- **Your goal**: Read the material below and count the lines holding the string "this". Give that count with nothing added.

- **Dataset**:
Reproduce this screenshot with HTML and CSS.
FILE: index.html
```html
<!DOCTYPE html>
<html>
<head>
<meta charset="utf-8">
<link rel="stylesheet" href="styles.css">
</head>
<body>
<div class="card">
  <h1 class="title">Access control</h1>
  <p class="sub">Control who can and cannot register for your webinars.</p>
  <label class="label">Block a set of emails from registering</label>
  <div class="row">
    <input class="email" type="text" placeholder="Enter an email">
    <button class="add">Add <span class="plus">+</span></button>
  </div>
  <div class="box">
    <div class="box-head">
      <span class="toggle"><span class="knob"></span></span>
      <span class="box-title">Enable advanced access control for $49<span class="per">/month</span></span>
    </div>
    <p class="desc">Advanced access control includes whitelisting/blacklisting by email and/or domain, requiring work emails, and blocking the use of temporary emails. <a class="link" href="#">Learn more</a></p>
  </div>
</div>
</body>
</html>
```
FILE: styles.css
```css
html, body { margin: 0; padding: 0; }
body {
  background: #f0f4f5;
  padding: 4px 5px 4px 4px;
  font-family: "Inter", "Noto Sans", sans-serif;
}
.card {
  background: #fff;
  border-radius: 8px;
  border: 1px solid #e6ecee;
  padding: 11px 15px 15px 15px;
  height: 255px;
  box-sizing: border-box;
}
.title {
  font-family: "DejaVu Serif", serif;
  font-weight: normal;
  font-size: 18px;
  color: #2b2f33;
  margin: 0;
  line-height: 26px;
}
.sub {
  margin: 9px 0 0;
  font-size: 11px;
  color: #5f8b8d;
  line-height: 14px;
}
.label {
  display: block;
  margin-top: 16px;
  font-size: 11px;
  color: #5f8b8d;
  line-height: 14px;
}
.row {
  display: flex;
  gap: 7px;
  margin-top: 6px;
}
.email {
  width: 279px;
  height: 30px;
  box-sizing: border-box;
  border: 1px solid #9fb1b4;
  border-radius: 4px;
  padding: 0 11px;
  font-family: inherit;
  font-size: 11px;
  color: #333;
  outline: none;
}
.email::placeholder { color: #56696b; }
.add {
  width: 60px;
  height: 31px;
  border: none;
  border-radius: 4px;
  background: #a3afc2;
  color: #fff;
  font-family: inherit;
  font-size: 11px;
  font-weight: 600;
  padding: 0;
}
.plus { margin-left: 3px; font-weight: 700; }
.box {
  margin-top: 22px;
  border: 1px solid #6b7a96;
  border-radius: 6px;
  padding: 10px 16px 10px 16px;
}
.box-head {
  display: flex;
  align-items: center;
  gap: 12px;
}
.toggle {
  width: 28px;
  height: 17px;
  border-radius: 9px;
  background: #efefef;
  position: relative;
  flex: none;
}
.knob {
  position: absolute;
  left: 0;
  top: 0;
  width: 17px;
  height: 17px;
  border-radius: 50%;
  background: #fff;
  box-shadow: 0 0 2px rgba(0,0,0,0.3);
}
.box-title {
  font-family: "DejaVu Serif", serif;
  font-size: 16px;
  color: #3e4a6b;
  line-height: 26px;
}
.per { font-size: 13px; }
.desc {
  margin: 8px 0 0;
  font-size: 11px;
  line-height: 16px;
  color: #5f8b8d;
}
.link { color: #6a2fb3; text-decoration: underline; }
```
==
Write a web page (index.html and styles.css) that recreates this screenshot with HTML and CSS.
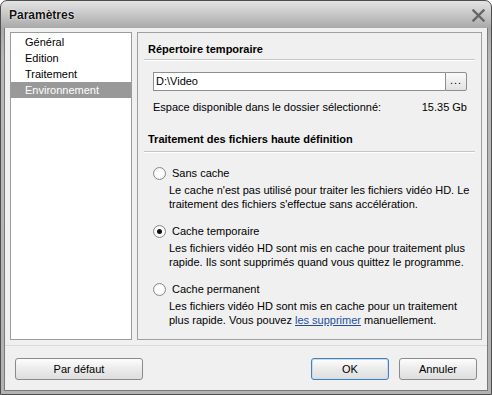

- **Reply**: 2